The head and body of the bat measures from 90-95 mm in length and have a vestigial tail. The forearm length is about 50-63 mm. The wing membrane joins with the phalanges of the first toe rather than the second toe as typical in many other fruit bats. The bat weigh anywhere from 26-30 g. The fur is a light brown but the snout, eyelids, ears, and wings can be yellowish green to bright orange in color. The fine hair of the brown fur is brown at its base, lightens in its center, and becomes brown again at the end. At the base of the ears there are tufts of white hairs and two oblong white patches are present between and behind the eyes. The round pupil of the bat is quite large, almost obscuring the yellow-brown iris. The flat nose is pinkish and the ears, as wing membranes, are yellowish-brown. The premolars and molars are abnormally shaped and the spreading zygomatic arches coupled with the ascending ramus indicates a crushing rather than cutting biting mechanism.

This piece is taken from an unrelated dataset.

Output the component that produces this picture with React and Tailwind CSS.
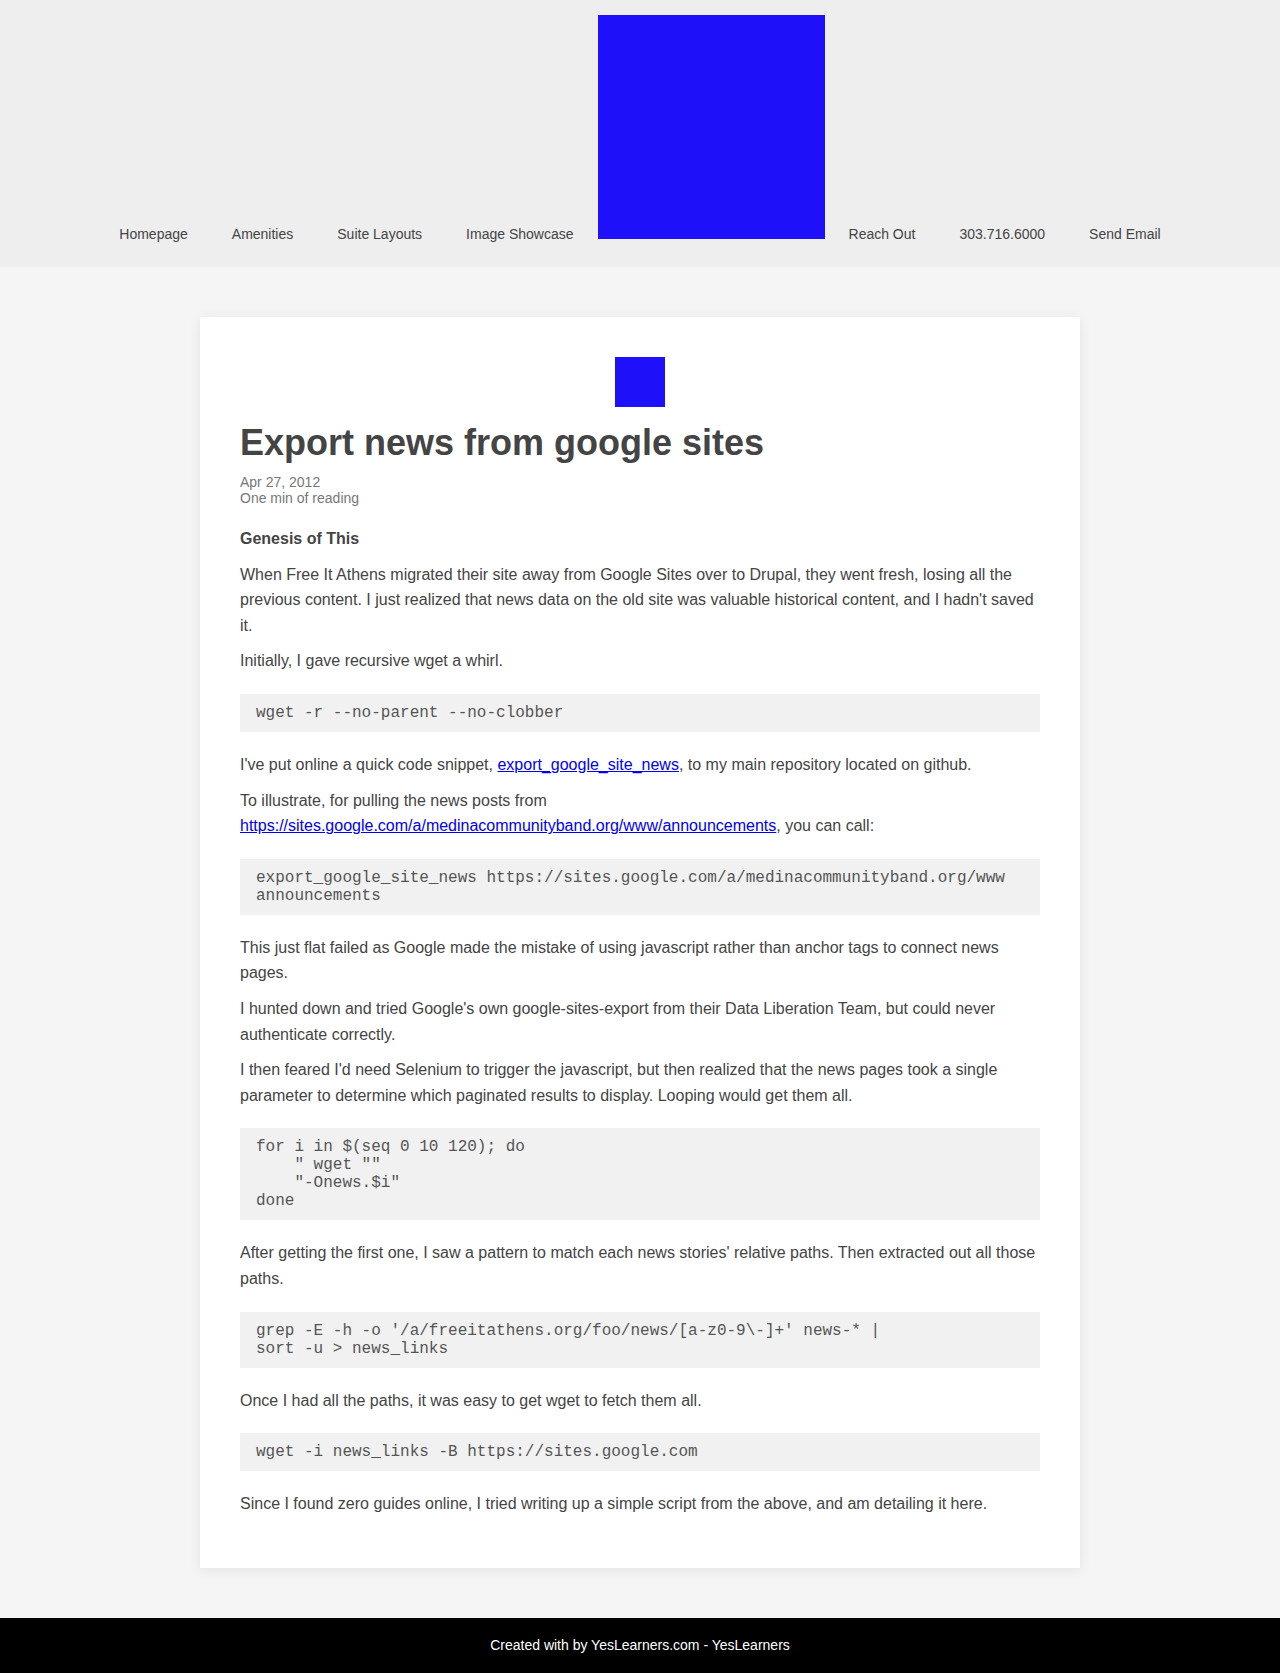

These characteristics as well as the short and bony palate suggest a radically different diet as compared to typical frugivorous bats, and the short tooth row is typical of an insectivorous rather than frugivorous bat.

==Conservation==

Though the bat may be locally abundant in Africa, it is threatened by deforestation. The IUCN lists the species as "Least Concern" as deforestation is unlikely lead to a major decline in the bat's population.